Слава Одзаки как эксперта по Китаю открыла для него прямой путь к новой должности, благодаря которой он окажется в самом сердце логистических операций Квантунской армии. 1 июня 1939 года он поступил на работу в Отдел расследований Южно-Маньчжурской железнодорожной компании, Mantetsu. Эта железная дорога была экономическим ресурсом Маньчжурии со времен ее строительства русскими в 1898–1903 годах. Квантунская армия действительно с самого начала была сформирована как дополнение ко всемогущей администрации железной дороги. А с момента захвата Маньчжурии японцами в 1931 году железная дорога стала также центральной военной артерией японской экспансии. Из своего кабинета на четвертом этаже здания Mantetsu в токийском районе Тораномон перед Одзаки открылись беспрецедентные возможности для ознакомления с мобилизацией японской армии в Китае.

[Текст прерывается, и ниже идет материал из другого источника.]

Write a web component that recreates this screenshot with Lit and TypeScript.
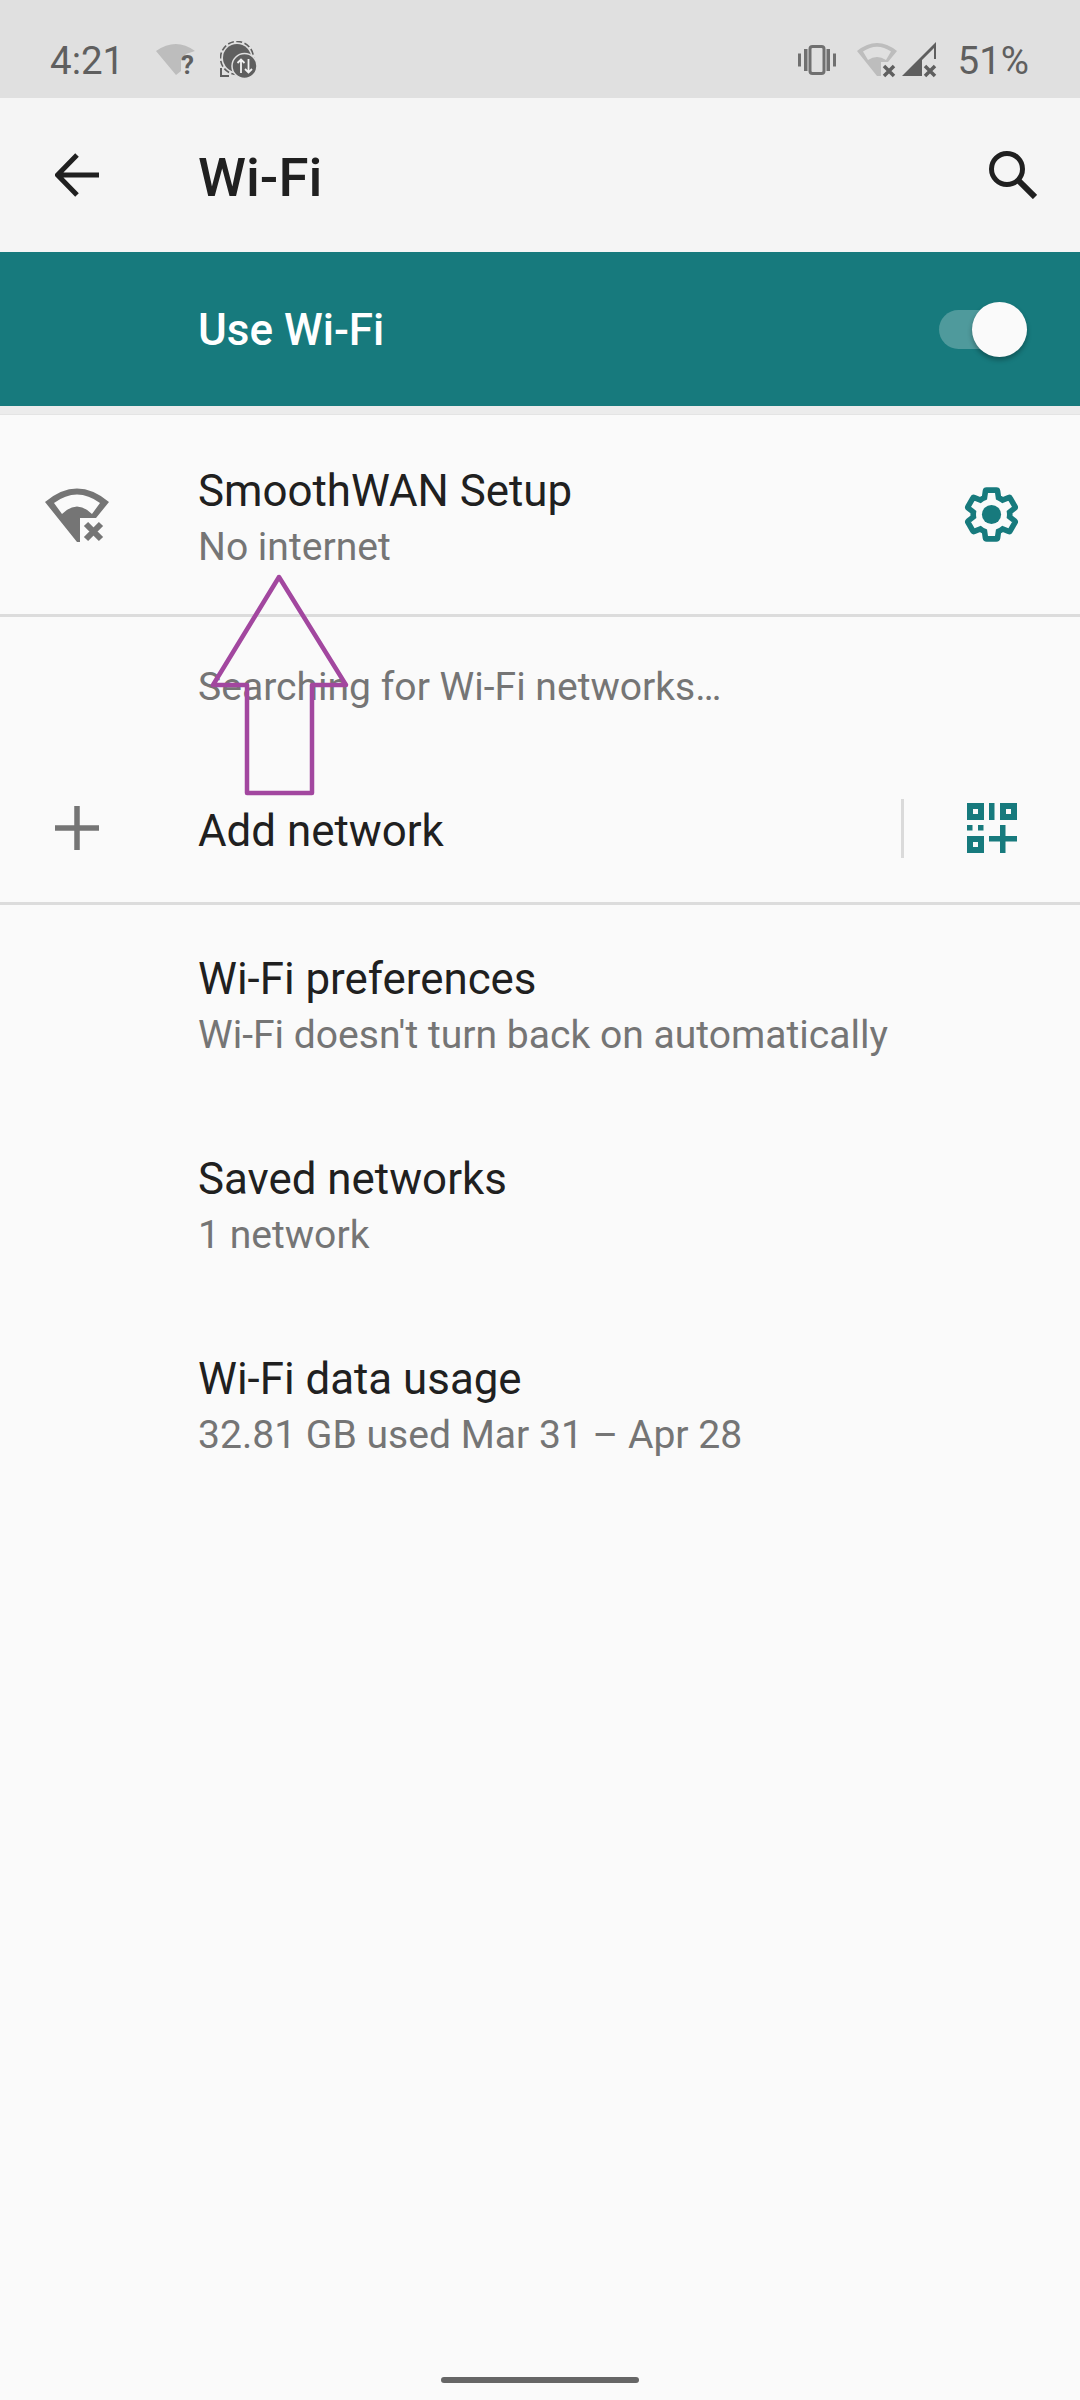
import { LitElement, html, css, svg } from 'lit';
import { customElement } from 'lit/decorators.js';

const gearPath =
  'M19.43 12.98c.04-.32.07-.64.07-.98s-.03-.66-.07-.98l2.11-1.65c.19-.15.24-.42.12-.64l-2-3.46c-.12-.22-.39-.3-.61-.22l-2.49 1c-.52-.4-1.08-.73-1.69-.98l-.38-2.65C14.46 2.18 14.25 2 14 2h-4c-.25 0-.46.18-.49.42l-.38 2.65c-.61.25-1.17.59-1.69.98l-2.49-1c-.23-.09-.49 0-.61.22l-2 3.46c-.13.22-.07.49.12.64l2.11 1.65c-.04.32-.07.65-.07.98s.03.66.07.98l-2.11 1.65c-.19.15-.24.42-.12.64l2 3.46c.12.22.39.3.61.22l2.49-1c.52.4 1.08.73 1.69.98l.38 2.65c.03.24.24.42.49.42h4c.25 0 .46-.18.49-.42l.38-2.65c.61-.25 1.17-.59 1.69-.98l2.49 1c.23.09.49 0 .61-.22l2-3.46c.12-.22.07-.49-.12-.64l-2.11-1.65z';

@customElement('app-root')
export class AppRoot extends LitElement {
  static styles = css`
    :host {
      display: block;
      position: relative;
      width: 1080px;
      height: 2400px;
      overflow: hidden;
      background: #fafafa;
      font-family: Roboto, 'Liberation Sans', sans-serif;
      color: #202020;
    }

    svg {
      display: block;
      flex: none;
    }

    .page {
      display: flex;
      flex-direction: column;
      height: 2400px;
    }

    .status {
      display: flex;
      align-items: center;
      height: 98px;
      padding: 22px 51px 0 50px;
      box-sizing: border-box;
      background: #e0e0e0;
      color: #5f5f5f;
      font-size: 38.5px;
    }

    .status-left {
      display: flex;
      align-items: center;
      gap: 24px;
      flex: 1;
    }

    .time {
      margin-right: 8px;
    }

    .status-right {
      display: flex;
      align-items: center;
    }

    .battery {
      margin-left: 21px;
    }

    .toolbar {
      display: flex;
      align-items: center;
      height: 154px;
      padding: 0 43px 0 55px;
      background: #f5f5f5;
    }

    .toolbar h1 {
      flex: 1;
      margin: 4px 0 0 99px;
      font-size: 54.5px;
      font-weight: 500;
    }

    .master {
      display: flex;
      align-items: center;
      justify-content: space-between;
      height: 154px;
      padding: 0 53px 0 198px;
      background: #177a7d;
      color: #fff;
      font-size: 44px;
      font-weight: 500;
    }

    .master span {
      margin-top: 2px;
    }

    .toggle {
      display: flex;
      align-items: center;
      justify-content: flex-end;
      width: 88px;
      height: 39px;
      border-radius: 20px;
      background: #4f9a9c;
    }

    .thumb {
      width: 55px;
      height: 55px;
      border-radius: 50%;
      background: #fafafa;
      box-shadow: 0 3px 5px rgba(0, 0, 0, 0.3);
    }

    .band {
      height: 9px;
      background: #ececec;
      border-bottom: 1px solid #e4e4e4;
      box-sizing: border-box;
    }

    .row {
      display: flex;
      align-items: center;
      box-sizing: border-box;
    }

    .connected {
      height: 202px;
      padding: 0 60px 0 44px;
      border-bottom: 3px solid #dcdcdc;
    }

    .connected .body {
      margin: 9px 0 0 88px;
      flex: 1;
    }

    .title {
      font-size: 43.85px;
      line-height: 56px;
    }

    .sub {
      font-size: 39.1px;
      line-height: 56px;
      color: #757575;
    }

    .searching {
      height: 141px;
      padding: 0 0 2px 198px;
    }

    .add {
      height: 147px;
      padding: 0 63px 4px 55px;
      border-bottom: 3px solid #dcdcdc;
    }

    .add .title {
      margin: 5px 0 0 99px;
      flex: 1;
    }

    .vline {
      width: 3px;
      height: 59px;
      margin-right: 63px;
      background: #dadada;
    }

    .pref {
      height: 200px;
      padding: 3px 0 0 198px;
    }

    .spacer {
      flex: 1;
    }

    .home {
      align-self: center;
      width: 198px;
      height: 6px;
      margin-bottom: 17px;
      border-radius: 3px;
      background: #666;
    }

    .arrow {
      position: absolute;
      left: 208px;
      top: 570px;
    }
  `;

  private wifiHelp() {
    return html`<svg width="40" height="44" viewBox="0 -5 40 44">
      <path d="M20 32 L0 8 Q20 -6 39 8 L30 11 L25 17 V28 Z" fill="#bdbdbd" />
      <text x="25" y="31" font-family="Roboto" font-size="26" font-weight="700" fill="#5f5f5f">?</text>
    </svg>`;
  }

  private dataSaver() {
    return html`<svg width="38" height="38" viewBox="0 0 38 38">
      <circle cx="17" cy="17" r="16.500" fill="none" stroke="#5f5f5f" stroke-width="1.600" stroke-dasharray="6 2.500" />
      <circle cx="17" cy="17" r="14" fill="#5f5f5f" />
      <path d="M1 27 V35 H9" fill="none" stroke="#5f5f5f" stroke-width="2" />
      <circle cx="24.500" cy="25" r="12.500" fill="#5f5f5f" stroke="#e0e0e0" stroke-width="1.500" />
      <path d="M21 32 V18.500 M17.500 22 L21 18.500 L24.500 22 M28.500 18 V31.500 M25 28 L28.500 31.500 L32 28" fill="none" stroke="#f2f2f2" stroke-width="1.800" />
    </svg>`;
  }

  private vibrate() {
    return html`<svg width="40" height="30" viewBox="0 0 40 30">
      <path d="M1 8.500 H4 V21.500 H1 Z M36 8.500 H39 V21.500 H36 Z M7 4 H10.500 V26 H7 Z M29.500 4 H33 V26 H29.500 Z" fill="#707070" />
      <rect x="13" y="1.500" width="14" height="27" rx="2.500" fill="none" stroke="#707070" stroke-width="3" />
    </svg>`;
  }

  private wifiOff() {
    return html`<svg width="41" height="36" viewBox="0 0 41 36" style="margin-left:20px">
      <path fill-rule="evenodd" d="M20 34 L0 9 Q20 -7 40 9 L31 20 H24 V34 Z M6 9.500 Q20 0 34 9.500 L29 18 Q20 12 11 18 Z" fill="#bdbdbd" />
      <path d="M27 24 L37 34 M37 24 L27 34" stroke="#5f5f5f" stroke-width="3.500" />
    </svg>`;
  }

  private signal() {
    return html`<svg width="35" height="36" viewBox="0 0 35 36" style="margin-left:4px">
      <path d="M0 34 L34 0 V17 H32 V6 L20 18 V34 Z" fill="#5f5f5f" />
      <path d="M23 24 L33 34 M33 24 L23 34" stroke="#5f5f5f" stroke-width="3.500" />
    </svg>`;
  }

  private back() {
    return html`<svg width="44" height="44" viewBox="0 0 44 44">
      <path d="M44 22 H4 M22 2 L2.500 22 L22 42" fill="none" stroke="#202020" stroke-width="5" />
    </svg>`;
  }

  private search() {
    return html`<svg width="48" height="48" viewBox="0 0 48 48">
      <circle cx="18" cy="18" r="15.500" fill="none" stroke="#202020" stroke-width="5" />
      <path d="M29 29 L46 46" stroke="#202020" stroke-width="6" />
    </svg>`;
  }

  private wifiRow() {
    return html`<svg width="66" height="56" viewBox="0 0 66 56">
      <path fill-rule="evenodd" d="M33 55 L1 15 Q33 -12 65 15 L52 31 H36 V55 Z M10 16 Q33 -1 56 16 L48 27 Q33 12 18 27 Z" fill="#757575" />
      <path d="M42 37 L57 52 M57 37 L42 52" stroke="#757575" stroke-width="6" />
    </svg>`;
  }

  private gear() {
    return html`<svg width="57" height="57" viewBox="1 1 22 22">
      <path d="${gearPath}" transform="translate(12 12) scale(0.94) translate(-12 -12)" fill="none" stroke="#177a7d" stroke-width="2.300" />
      <circle cx="12" cy="12" r="3.700" fill="#177a7d" />
    </svg>`;
  }

  private plus() {
    return html`<svg width="44" height="44" viewBox="0 0 44 44">
      <path d="M0 22 H44 M22 0 V44" stroke="#757575" stroke-width="5.500" />
    </svg>`;
  }

  private qr() {
    const box = (x: number, y: number) =>
      svg`<rect x="${x + 3}" y="${y + 3}" width="11" height="11" fill="none" stroke="#177a7d" stroke-width="6" />`;
    return html`<svg width="50" height="50" viewBox="0 0 50 50">
      ${box(0, 0)} ${box(33, 0)} ${box(0, 33)}
      <path d="M22 0 H27.500 V17 H22 Z M0 22 H5.500 V27.500 H0 Z M11 22 H16.500 V27.500 H11 Z M33 22 H38.500 V33 H50 V38.500 H38.500 V50 H33 V38.500 H22 V33 H33 Z" fill="#177a7d" />
    </svg>`;
  }

  render() {
    return html`
      <div class="page">
        <div class="status">
          <div class="status-left">
            <span class="time">4:21</span>
            ${this.wifiHelp()} ${this.dataSaver()}
          </div>
          <div class="status-right">
            ${this.vibrate()} ${this.wifiOff()} ${this.signal()}
            <span class="battery">51%</span>
          </div>
        </div>

        <div class="toolbar">
          ${this.back()}
          <h1>Wi-Fi</h1>
          ${this.search()}
        </div>

        <div class="master">
          <span>Use Wi-Fi</span>
          <div class="toggle"><div class="thumb"></div></div>
        </div>
        <div class="band"></div>

        <div class="row connected">
          ${this.wifiRow()}
          <div class="body">
            <div class="title">SmoothWAN Setup</div>
            <div class="sub">No internet</div>
          </div>
          ${this.gear()}
        </div>

        <div class="row searching"><div class="sub">Searching for Wi-Fi networks…</div></div>

        <div class="row add">
          ${this.plus()}
          <div class="title">Add network</div>
          <div class="vline"></div>
          ${this.qr()}
        </div>

        <div class="row pref">
          <div>
            <div class="title">Wi-Fi preferences</div>
            <div class="sub">Wi-Fi doesn't turn back on automatically</div>
          </div>
        </div>
        <div class="row pref">
          <div>
            <div class="title">Saved networks</div>
            <div class="sub">1 network</div>
          </div>
        </div>
        <div class="row pref">
          <div>
            <div class="title">Wi-Fi data usage</div>
            <div class="sub">32.81 GB used Mar 31 – Apr 28</div>
          </div>
        </div>

        <div class="spacer"></div>
        <div class="home"></div>
      </div>

      <svg class="arrow" width="144" height="230" viewBox="208 570 144 230">
        <path d="M279 577 L213 685 H247 V793 H312 V685 H346 Z" fill="none" stroke="#a2479f" stroke-width="4.500" stroke-linejoin="round" />
      </svg>
    `;
  }
}
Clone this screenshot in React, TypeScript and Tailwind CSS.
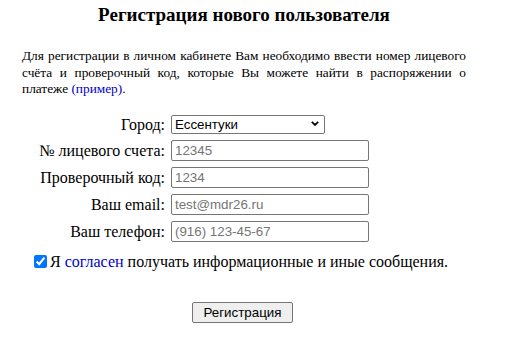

В, казалось бы, безобидный Отдел расследований железнодорожной компании входил Совет по оценке потенциала сопротивления Китая, докладывавший о передвижениях китайских войск; Совет по изучению международной ситуации, собиравший разведданные, касавшиеся китайской политики; и Отдел актуальных материалов, занимавшийся анализом китайской экономики[13]. “Я смог получить множество данных и материалов о политике, экономике, внешней политике и т. д., – признается потом Одзаки японским следователям. – Кроме того, я смог отчасти ознакомиться с передвижениями Квантунской армии, а потом и с передвижениями японских военных”[14]. Одним словом, более удобного наблюдательного пункта для изучения наступления Японии на СССР не было.
Активная, пусть и беспечная, вербовочная деятельность Мияги тоже привела к неожиданной ценной находке. 4-е управление потребовало, чтобы Зорге подыскал нескольких действующих японских офицеров для работы в агентуре, – “очень трудная задача”, заметил Зорге, когда Клаузен передал ему это послание[15]. В армии процветала праворадикальная идеология, росли антикоммунистические настроения. Кроме того, военные недавно учредили собственную полицию, Кэмпэйтай, быстро становившуюся самой беспощадной организацией Японии по борьбе со шпионажем. Поэтому любые попытки завербовать сотрудников из офицерского состава были сопряжены с большим риском.